-- STATED PROBLEM --
Using the listing below, copy every line that mentions "this".

-- SUPPLIED INFORMATION --
#####
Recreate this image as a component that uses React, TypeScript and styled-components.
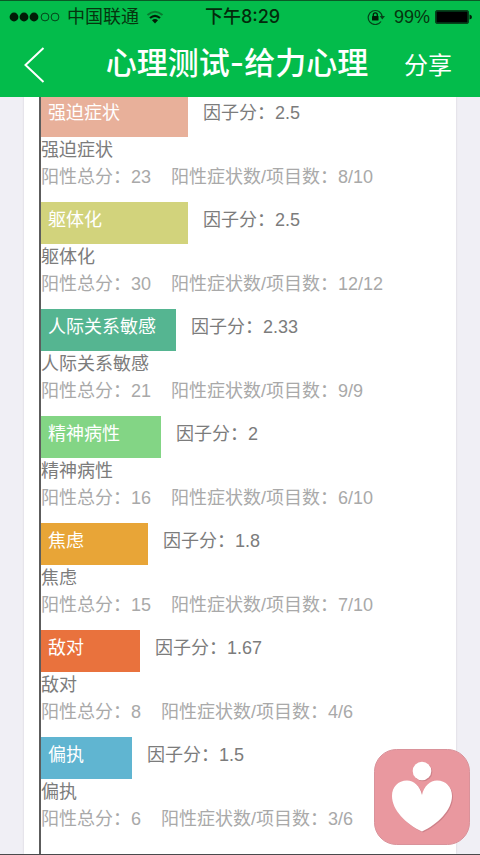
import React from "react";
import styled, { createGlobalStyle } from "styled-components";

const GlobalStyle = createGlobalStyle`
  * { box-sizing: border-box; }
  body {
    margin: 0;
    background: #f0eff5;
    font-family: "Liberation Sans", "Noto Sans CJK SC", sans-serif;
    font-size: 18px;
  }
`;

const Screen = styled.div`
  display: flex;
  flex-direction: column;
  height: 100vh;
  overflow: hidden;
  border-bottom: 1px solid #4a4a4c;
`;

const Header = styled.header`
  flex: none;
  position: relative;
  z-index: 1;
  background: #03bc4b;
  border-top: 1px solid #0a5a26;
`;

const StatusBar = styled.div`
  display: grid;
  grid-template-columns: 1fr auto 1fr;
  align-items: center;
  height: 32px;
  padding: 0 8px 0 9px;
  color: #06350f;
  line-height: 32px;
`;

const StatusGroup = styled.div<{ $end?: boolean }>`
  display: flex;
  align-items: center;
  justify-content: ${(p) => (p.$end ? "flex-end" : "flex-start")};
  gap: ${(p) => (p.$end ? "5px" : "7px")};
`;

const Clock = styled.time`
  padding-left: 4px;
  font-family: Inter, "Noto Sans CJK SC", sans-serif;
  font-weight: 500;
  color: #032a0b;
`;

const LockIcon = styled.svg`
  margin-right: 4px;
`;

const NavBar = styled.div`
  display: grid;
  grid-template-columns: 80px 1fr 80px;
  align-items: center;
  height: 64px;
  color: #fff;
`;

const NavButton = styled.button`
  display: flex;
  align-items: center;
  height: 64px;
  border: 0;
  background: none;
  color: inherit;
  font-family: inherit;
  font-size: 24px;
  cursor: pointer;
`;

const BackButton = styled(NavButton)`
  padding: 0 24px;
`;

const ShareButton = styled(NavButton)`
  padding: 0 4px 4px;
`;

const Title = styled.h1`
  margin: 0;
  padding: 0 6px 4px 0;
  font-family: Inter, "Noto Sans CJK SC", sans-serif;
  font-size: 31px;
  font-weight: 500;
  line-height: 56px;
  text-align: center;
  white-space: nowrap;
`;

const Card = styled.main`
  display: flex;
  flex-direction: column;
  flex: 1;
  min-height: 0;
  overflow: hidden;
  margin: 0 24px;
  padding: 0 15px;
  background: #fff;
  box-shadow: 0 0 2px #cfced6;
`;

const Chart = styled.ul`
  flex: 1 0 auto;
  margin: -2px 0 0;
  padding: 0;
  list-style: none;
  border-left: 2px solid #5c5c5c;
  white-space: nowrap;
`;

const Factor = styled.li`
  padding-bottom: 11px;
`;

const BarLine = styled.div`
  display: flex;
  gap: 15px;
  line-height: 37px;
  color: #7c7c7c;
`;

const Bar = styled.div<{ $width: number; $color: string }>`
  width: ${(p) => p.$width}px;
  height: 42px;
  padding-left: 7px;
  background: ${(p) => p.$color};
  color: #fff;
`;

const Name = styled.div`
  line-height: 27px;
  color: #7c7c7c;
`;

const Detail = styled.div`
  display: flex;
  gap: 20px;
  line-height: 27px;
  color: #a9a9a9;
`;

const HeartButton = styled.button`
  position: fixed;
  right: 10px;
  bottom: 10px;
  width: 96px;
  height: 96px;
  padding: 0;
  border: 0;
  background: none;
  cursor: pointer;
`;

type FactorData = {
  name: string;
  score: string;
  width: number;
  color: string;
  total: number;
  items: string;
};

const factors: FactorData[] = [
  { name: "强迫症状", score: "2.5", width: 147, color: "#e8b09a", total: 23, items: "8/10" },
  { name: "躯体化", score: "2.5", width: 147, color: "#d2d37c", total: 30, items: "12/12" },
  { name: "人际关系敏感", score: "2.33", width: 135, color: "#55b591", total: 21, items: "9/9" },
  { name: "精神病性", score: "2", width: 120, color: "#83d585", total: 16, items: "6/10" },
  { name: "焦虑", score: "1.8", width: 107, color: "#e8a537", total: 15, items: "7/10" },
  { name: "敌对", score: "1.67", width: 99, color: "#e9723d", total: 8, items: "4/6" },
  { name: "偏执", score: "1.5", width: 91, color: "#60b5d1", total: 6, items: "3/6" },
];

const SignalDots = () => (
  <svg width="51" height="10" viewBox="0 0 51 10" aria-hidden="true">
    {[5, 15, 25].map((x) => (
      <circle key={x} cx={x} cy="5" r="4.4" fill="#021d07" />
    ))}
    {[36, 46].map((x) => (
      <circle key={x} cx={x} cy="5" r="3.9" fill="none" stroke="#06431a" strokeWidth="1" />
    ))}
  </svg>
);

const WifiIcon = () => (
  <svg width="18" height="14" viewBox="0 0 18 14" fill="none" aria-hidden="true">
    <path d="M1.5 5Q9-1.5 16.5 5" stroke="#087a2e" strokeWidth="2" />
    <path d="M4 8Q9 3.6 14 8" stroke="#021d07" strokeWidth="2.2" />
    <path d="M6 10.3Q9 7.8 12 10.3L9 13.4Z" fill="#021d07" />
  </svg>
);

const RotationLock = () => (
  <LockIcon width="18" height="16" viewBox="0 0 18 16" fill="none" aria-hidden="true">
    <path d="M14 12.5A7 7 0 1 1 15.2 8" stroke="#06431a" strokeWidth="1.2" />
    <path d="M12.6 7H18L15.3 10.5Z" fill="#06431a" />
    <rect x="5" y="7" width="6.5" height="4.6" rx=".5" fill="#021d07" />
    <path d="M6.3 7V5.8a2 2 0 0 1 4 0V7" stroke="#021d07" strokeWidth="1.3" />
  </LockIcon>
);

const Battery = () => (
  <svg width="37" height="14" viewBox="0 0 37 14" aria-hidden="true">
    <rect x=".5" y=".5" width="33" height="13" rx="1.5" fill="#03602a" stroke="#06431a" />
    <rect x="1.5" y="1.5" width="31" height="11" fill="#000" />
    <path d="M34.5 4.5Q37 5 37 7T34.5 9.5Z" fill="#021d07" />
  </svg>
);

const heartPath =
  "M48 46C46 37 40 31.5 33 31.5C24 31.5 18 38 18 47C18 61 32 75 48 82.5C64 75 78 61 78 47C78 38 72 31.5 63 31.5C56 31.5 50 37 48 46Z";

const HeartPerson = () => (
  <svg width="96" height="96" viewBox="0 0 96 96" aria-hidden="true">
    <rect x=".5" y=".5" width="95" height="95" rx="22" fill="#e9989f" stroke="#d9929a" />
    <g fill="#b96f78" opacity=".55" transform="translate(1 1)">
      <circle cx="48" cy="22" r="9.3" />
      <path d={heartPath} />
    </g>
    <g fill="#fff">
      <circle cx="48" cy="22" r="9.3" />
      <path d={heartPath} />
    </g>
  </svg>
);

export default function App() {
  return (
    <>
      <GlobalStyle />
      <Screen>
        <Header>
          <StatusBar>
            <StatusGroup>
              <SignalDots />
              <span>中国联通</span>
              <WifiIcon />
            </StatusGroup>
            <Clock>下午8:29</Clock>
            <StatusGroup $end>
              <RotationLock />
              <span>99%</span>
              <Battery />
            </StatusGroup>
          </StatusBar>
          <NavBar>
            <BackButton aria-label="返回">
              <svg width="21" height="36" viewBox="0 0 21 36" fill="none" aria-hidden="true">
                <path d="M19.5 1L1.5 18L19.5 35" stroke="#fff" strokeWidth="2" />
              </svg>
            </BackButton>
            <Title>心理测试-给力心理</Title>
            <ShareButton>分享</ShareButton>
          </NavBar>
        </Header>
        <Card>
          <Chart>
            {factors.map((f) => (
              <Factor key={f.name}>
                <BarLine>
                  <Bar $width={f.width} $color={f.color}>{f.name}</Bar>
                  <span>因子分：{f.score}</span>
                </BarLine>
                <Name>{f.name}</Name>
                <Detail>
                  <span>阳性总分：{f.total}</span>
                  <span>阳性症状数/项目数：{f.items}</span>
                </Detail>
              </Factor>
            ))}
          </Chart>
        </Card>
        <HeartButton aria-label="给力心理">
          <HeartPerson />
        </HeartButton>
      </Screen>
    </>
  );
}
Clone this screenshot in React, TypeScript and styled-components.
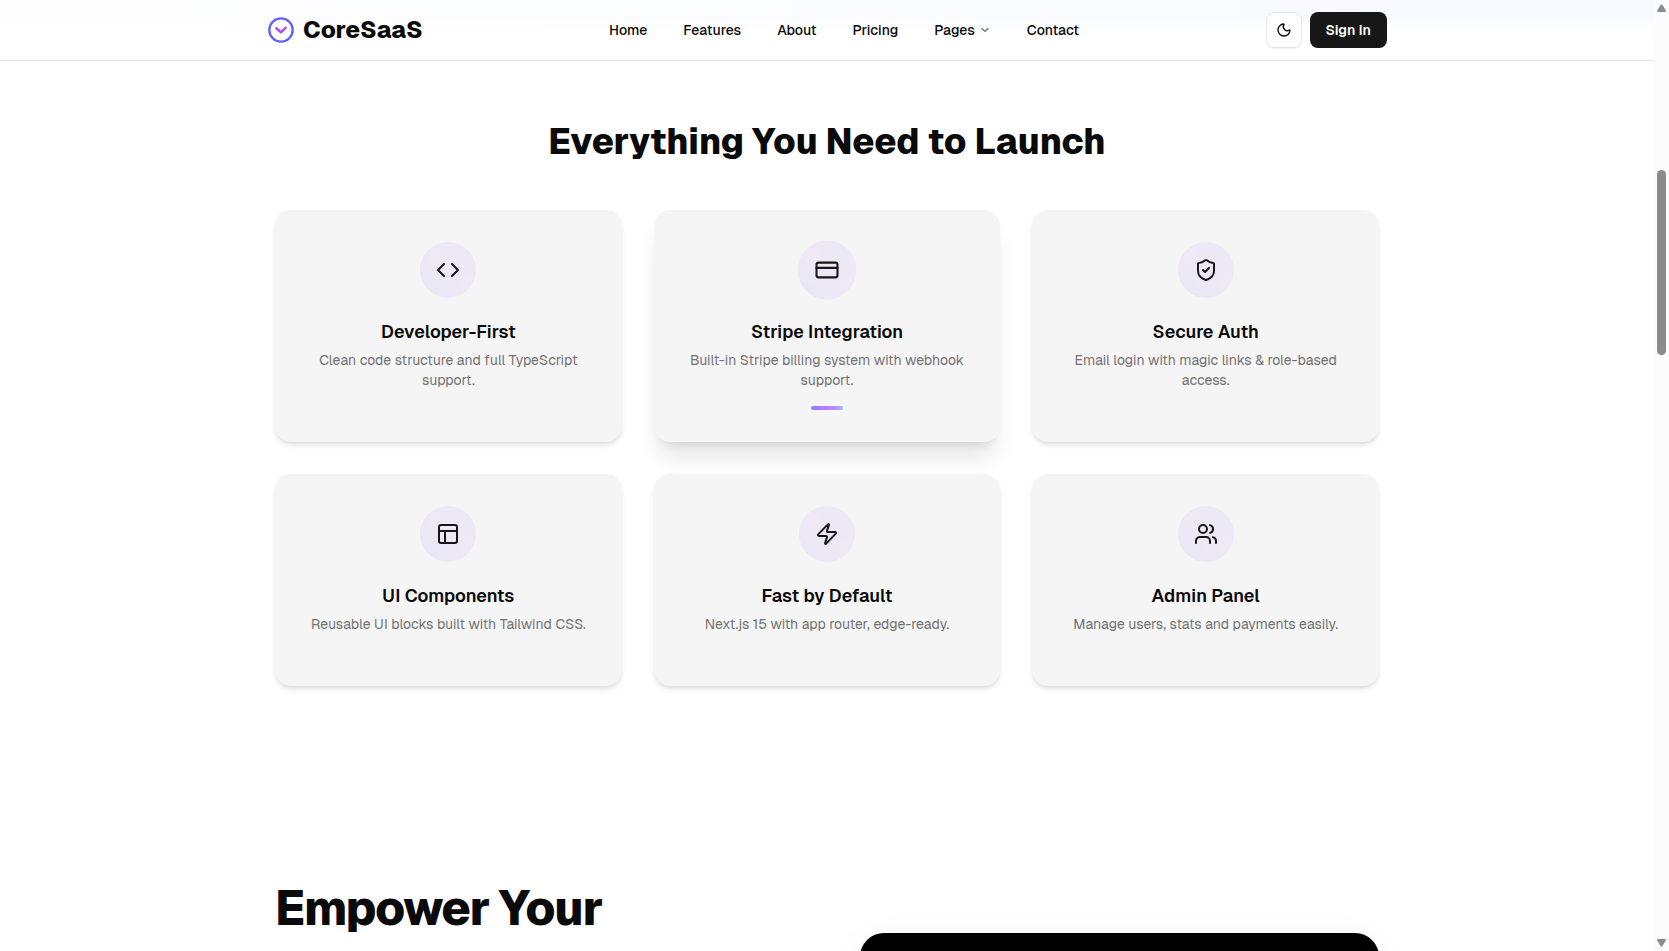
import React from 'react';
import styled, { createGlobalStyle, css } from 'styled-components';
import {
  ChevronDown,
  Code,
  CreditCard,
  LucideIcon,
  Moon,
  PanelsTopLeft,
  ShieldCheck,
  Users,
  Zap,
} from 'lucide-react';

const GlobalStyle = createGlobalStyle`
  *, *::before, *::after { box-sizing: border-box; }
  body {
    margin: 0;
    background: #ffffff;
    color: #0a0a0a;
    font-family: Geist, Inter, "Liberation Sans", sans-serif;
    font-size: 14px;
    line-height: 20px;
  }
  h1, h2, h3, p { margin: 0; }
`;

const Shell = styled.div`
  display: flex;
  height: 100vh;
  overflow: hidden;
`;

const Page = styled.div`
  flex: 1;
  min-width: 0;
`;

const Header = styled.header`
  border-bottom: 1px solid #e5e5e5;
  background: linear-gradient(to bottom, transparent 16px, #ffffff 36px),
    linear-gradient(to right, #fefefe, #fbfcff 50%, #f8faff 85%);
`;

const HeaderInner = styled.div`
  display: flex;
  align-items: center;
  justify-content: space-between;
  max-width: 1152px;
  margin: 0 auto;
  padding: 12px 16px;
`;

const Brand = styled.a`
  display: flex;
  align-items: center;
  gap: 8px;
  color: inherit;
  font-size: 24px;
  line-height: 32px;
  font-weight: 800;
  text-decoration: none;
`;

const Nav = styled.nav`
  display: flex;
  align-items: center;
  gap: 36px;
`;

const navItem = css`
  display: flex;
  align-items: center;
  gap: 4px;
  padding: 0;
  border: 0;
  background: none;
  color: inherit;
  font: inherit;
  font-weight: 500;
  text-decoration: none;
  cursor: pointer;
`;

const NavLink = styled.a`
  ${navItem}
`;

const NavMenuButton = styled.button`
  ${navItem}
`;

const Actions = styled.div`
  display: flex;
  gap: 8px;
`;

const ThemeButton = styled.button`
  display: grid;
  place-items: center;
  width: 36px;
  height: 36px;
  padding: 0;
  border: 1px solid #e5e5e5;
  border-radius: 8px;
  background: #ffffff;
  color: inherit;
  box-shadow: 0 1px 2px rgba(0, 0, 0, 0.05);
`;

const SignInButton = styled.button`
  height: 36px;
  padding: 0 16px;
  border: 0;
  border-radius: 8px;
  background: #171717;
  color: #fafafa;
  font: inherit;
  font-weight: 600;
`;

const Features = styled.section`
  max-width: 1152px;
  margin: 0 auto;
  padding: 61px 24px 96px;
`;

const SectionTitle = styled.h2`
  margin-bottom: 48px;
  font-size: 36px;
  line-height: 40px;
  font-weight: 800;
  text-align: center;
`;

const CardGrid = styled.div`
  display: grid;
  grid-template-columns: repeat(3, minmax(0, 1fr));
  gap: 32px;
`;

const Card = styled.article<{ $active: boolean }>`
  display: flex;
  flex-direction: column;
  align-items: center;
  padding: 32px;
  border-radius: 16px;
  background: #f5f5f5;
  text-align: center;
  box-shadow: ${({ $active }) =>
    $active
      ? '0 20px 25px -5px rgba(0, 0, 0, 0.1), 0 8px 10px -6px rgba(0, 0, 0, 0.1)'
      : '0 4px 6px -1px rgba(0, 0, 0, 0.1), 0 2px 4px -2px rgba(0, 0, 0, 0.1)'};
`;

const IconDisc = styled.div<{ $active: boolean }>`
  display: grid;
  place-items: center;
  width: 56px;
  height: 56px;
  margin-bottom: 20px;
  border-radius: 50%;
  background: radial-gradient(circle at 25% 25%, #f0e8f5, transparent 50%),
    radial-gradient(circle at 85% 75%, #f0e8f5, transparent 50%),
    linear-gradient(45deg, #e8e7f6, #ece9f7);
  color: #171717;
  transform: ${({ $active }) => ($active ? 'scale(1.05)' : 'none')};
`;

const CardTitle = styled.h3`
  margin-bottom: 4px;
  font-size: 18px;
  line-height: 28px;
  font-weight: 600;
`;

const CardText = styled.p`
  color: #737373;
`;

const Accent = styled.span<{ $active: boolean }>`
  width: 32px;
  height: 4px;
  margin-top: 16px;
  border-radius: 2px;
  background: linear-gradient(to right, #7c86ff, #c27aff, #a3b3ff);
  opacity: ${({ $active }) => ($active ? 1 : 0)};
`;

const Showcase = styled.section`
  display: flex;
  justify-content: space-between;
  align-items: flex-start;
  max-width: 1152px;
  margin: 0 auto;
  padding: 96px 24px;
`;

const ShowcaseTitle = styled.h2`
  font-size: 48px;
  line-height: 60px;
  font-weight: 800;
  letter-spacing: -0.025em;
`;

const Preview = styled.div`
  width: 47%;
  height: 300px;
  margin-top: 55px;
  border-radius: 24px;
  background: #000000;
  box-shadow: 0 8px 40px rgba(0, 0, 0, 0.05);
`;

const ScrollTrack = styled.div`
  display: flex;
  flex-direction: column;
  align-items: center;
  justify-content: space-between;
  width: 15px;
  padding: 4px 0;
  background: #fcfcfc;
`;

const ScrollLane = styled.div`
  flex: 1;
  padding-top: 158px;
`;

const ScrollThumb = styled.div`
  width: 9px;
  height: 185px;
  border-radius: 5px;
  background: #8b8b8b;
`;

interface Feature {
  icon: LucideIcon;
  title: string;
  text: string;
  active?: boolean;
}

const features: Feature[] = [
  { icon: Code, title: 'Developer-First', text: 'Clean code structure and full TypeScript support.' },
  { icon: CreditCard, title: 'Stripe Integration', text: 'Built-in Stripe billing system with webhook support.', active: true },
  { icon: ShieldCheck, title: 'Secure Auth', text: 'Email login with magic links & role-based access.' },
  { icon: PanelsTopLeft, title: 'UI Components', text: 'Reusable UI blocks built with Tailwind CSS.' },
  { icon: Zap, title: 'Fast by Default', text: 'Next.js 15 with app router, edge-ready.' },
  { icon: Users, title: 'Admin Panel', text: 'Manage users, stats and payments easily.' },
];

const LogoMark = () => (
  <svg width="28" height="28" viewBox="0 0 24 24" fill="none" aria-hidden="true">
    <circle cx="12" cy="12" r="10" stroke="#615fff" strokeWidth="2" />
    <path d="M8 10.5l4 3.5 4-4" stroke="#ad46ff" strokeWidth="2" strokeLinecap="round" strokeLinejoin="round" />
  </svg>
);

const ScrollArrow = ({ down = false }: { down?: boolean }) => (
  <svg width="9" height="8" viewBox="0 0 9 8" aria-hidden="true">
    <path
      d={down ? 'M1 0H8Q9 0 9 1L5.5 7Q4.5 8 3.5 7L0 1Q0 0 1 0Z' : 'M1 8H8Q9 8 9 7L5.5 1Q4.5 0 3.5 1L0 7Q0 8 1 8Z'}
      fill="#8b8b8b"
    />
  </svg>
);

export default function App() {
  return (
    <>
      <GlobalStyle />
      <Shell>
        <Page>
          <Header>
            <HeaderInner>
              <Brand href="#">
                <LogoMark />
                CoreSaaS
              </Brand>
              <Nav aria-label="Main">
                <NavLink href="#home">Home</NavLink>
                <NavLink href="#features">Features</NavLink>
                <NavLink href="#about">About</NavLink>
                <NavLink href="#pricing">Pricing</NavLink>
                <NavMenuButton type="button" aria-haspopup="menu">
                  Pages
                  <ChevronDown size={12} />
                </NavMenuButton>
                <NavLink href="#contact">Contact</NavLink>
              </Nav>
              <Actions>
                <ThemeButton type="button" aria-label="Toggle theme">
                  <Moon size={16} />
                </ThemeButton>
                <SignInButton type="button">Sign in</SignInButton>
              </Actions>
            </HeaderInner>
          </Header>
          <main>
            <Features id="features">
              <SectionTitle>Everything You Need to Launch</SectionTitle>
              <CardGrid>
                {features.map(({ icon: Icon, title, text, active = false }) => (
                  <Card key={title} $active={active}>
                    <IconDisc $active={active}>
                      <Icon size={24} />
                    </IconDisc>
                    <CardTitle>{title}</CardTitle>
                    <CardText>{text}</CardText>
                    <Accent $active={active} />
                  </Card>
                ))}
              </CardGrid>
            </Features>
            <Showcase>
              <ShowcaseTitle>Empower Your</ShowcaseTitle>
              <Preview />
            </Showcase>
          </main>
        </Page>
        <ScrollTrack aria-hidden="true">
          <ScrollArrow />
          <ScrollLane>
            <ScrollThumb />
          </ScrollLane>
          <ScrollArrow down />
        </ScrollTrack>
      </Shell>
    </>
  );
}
#####
-- SOLUTION TO THE EXERCISE --
Recreate this image as a component that uses React, TypeScript and styled-components.
Clone this screenshot in React, TypeScript and styled-components.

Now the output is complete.